▶ **DATA BLOCK**:
* BEGIN *

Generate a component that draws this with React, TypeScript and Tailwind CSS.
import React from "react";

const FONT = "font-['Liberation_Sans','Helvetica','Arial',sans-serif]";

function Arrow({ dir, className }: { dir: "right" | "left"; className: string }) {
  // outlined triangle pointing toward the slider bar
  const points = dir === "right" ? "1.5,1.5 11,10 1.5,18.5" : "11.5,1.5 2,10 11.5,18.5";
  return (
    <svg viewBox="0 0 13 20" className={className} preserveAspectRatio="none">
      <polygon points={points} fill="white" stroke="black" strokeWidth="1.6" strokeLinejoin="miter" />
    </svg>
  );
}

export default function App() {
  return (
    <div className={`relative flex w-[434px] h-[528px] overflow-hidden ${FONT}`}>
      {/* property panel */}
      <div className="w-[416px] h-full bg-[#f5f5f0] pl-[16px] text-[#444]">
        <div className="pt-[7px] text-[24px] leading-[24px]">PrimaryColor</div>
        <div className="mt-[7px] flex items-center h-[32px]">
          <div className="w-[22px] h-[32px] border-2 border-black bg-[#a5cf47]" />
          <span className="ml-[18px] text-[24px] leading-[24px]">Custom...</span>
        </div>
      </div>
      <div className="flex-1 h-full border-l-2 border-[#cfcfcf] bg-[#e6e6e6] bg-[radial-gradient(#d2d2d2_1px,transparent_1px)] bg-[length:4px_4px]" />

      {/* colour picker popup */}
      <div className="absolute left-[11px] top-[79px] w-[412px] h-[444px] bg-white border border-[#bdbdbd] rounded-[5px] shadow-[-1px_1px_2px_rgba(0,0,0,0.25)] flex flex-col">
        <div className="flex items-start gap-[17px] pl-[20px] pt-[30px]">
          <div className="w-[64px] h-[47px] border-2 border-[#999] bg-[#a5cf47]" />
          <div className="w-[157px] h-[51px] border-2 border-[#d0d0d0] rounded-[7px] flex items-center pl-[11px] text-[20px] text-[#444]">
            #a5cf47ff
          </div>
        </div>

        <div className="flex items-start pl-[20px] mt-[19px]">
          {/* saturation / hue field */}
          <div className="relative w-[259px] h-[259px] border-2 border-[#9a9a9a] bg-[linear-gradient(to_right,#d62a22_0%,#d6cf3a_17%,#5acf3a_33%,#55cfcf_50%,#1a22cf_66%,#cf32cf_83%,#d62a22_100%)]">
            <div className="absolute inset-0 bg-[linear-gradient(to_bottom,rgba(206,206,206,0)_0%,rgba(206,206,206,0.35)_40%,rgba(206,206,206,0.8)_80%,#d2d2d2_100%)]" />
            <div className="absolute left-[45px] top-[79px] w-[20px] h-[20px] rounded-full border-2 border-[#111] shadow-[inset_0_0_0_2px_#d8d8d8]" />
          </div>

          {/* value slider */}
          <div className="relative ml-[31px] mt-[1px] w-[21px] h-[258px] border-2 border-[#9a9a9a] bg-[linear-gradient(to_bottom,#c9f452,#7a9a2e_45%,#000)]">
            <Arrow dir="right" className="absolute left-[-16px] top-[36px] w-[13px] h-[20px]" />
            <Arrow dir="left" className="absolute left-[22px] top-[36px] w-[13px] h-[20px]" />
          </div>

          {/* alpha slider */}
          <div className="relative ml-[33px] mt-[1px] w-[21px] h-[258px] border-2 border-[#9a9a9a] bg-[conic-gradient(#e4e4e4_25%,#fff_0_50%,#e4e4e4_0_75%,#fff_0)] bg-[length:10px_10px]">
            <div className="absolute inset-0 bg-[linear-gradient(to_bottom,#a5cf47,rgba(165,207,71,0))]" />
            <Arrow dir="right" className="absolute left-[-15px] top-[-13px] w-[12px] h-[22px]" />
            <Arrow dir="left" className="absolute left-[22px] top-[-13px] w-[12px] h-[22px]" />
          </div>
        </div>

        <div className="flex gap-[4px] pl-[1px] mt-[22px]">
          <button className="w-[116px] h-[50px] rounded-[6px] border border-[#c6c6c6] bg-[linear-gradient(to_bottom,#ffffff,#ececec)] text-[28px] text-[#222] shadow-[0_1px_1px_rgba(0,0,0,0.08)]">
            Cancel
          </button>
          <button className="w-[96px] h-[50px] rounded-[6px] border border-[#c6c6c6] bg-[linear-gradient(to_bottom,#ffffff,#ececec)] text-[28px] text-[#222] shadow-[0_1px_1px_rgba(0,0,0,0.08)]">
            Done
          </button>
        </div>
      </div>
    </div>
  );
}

* END *

▶ **REQUIREMENT**:
Repeat the data above exactly.

▶ **RESPONSE**:
Generate a component that draws this with React, TypeScript and Tailwind CSS.
import React from "react";

const FONT = "font-['Liberation_Sans','Helvetica','Arial',sans-serif]";

function Arrow({ dir, className }: { dir: "right" | "left"; className: string }) {
  // outlined triangle pointing toward the slider bar
  const points = dir === "right" ? "1.5,1.5 11,10 1.5,18.5" : "11.5,1.5 2,10 11.5,18.5";
  return (
    <svg viewBox="0 0 13 20" className={className} preserveAspectRatio="none">
      <polygon points={points} fill="white" stroke="black" strokeWidth="1.6" strokeLinejoin="miter" />
    </svg>
  );
}

export default function App() {
  return (
    <div className={`relative flex w-[434px] h-[528px] overflow-hidden ${FONT}`}>
      {/* property panel */}
      <div className="w-[416px] h-full bg-[#f5f5f0] pl-[16px] text-[#444]">
        <div className="pt-[7px] text-[24px] leading-[24px]">PrimaryColor</div>
        <div className="mt-[7px] flex items-center h-[32px]">
          <div className="w-[22px] h-[32px] border-2 border-black bg-[#a5cf47]" />
          <span className="ml-[18px] text-[24px] leading-[24px]">Custom...</span>
        </div>
      </div>
      <div className="flex-1 h-full border-l-2 border-[#cfcfcf] bg-[#e6e6e6] bg-[radial-gradient(#d2d2d2_1px,transparent_1px)] bg-[length:4px_4px]" />

      {/* colour picker popup */}
      <div className="absolute left-[11px] top-[79px] w-[412px] h-[444px] bg-white border border-[#bdbdbd] rounded-[5px] shadow-[-1px_1px_2px_rgba(0,0,0,0.25)] flex flex-col">
        <div className="flex items-start gap-[17px] pl-[20px] pt-[30px]">
          <div className="w-[64px] h-[47px] border-2 border-[#999] bg-[#a5cf47]" />
          <div className="w-[157px] h-[51px] border-2 border-[#d0d0d0] rounded-[7px] flex items-center pl-[11px] text-[20px] text-[#444]">
            #a5cf47ff
          </div>
        </div>

        <div className="flex items-start pl-[20px] mt-[19px]">
          {/* saturation / hue field */}
          <div className="relative w-[259px] h-[259px] border-2 border-[#9a9a9a] bg-[linear-gradient(to_right,#d62a22_0%,#d6cf3a_17%,#5acf3a_33%,#55cfcf_50%,#1a22cf_66%,#cf32cf_83%,#d62a22_100%)]">
            <div className="absolute inset-0 bg-[linear-gradient(to_bottom,rgba(206,206,206,0)_0%,rgba(206,206,206,0.35)_40%,rgba(206,206,206,0.8)_80%,#d2d2d2_100%)]" />
            <div className="absolute left-[45px] top-[79px] w-[20px] h-[20px] rounded-full border-2 border-[#111] shadow-[inset_0_0_0_2px_#d8d8d8]" />
          </div>

          {/* value slider */}
          <div className="relative ml-[31px] mt-[1px] w-[21px] h-[258px] border-2 border-[#9a9a9a] bg-[linear-gradient(to_bottom,#c9f452,#7a9a2e_45%,#000)]">
            <Arrow dir="right" className="absolute left-[-16px] top-[36px] w-[13px] h-[20px]" />
            <Arrow dir="left" className="absolute left-[22px] top-[36px] w-[13px] h-[20px]" />
          </div>

          {/* alpha slider */}
          <div className="relative ml-[33px] mt-[1px] w-[21px] h-[258px] border-2 border-[#9a9a9a] bg-[conic-gradient(#e4e4e4_25%,#fff_0_50%,#e4e4e4_0_75%,#fff_0)] bg-[length:10px_10px]">
            <div className="absolute inset-0 bg-[linear-gradient(to_bottom,#a5cf47,rgba(165,207,71,0))]" />
            <Arrow dir="right" className="absolute left-[-15px] top-[-13px] w-[12px] h-[22px]" />
            <Arrow dir="left" className="absolute left-[22px] top-[-13px] w-[12px] h-[22px]" />
          </div>
        </div>

        <div className="flex gap-[4px] pl-[1px] mt-[22px]">
          <button className="w-[116px] h-[50px] rounded-[6px] border border-[#c6c6c6] bg-[linear-gradient(to_bottom,#ffffff,#ececec)] text-[28px] text-[#222] shadow-[0_1px_1px_rgba(0,0,0,0.08)]">
            Cancel
          </button>
          <button className="w-[96px] h-[50px] rounded-[6px] border border-[#c6c6c6] bg-[linear-gradient(to_bottom,#ffffff,#ececec)] text-[28px] text-[#222] shadow-[0_1px_1px_rgba(0,0,0,0.08)]">
            Done
          </button>
        </div>
      </div>
    </div>
  );
}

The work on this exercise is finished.